§ SHORT TASK: Leaving out the pictures, retype the lines from the beginning of the listing through the line containing "const FIELDS = ['Newsvorschläge".

§ GIVEN MATERIAL:
----------------------------------------
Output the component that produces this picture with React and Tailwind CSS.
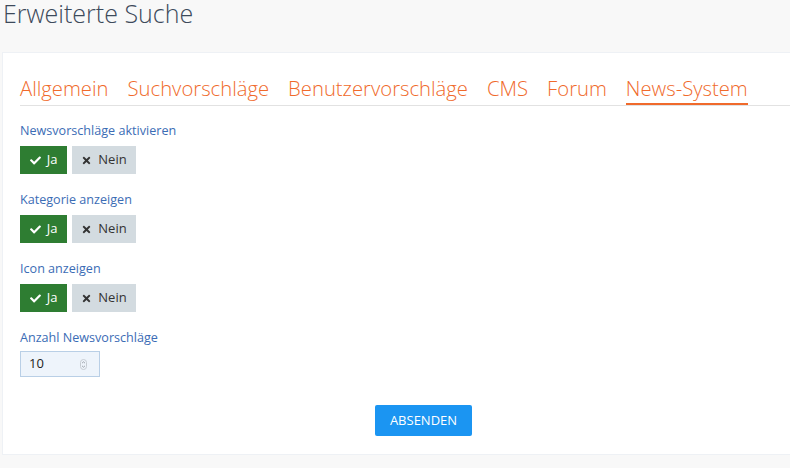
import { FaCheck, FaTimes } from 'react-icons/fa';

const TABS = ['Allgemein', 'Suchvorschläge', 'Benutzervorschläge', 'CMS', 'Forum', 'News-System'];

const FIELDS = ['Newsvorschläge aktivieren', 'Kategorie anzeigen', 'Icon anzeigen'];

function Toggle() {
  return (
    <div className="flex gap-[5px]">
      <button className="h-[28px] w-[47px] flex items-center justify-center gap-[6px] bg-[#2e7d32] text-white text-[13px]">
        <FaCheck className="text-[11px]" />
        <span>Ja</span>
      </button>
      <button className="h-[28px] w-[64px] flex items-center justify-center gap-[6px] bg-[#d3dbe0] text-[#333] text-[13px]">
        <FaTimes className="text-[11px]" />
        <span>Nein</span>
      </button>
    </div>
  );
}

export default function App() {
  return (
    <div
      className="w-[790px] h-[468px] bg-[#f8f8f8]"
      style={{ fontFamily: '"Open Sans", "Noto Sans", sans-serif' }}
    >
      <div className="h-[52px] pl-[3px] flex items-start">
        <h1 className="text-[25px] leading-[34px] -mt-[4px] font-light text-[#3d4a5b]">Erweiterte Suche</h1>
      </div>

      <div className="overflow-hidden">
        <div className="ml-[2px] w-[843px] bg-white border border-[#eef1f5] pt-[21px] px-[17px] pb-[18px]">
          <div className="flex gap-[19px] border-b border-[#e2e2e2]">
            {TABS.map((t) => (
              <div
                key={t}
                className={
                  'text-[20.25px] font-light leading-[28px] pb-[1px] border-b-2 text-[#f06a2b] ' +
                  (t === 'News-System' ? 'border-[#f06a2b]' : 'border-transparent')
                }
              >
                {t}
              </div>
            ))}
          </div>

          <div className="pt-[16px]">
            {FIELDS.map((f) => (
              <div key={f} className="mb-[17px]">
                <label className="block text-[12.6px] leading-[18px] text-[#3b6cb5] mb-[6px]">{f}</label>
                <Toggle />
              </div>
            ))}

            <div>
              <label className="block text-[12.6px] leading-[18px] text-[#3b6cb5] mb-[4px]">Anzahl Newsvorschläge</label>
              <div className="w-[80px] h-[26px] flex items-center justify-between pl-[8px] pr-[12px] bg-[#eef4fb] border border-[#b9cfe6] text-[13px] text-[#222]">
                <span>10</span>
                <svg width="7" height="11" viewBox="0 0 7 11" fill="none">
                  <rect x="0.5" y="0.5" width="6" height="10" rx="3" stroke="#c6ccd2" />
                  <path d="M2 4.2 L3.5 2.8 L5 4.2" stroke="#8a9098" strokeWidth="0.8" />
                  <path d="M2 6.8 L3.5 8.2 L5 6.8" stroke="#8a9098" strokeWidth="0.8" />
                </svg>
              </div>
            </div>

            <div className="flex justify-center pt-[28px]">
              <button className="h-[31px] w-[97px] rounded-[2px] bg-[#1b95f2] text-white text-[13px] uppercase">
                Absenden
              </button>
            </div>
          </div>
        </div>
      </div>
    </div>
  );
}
----------------------------------------
§ SOLUTION TO THIS EXERCISE:
Output the component that produces this picture with React and Tailwind CSS.
import { FaCheck, FaTimes } from 'react-icons/fa';

const TABS = ['Allgemein', 'Suchvorschläge', 'Benutzervorschläge', 'CMS', 'Forum', 'News-System'];

const FIELDS = ['Newsvorschläge aktivieren', 'Kategorie anzeigen', 'Icon anzeigen'];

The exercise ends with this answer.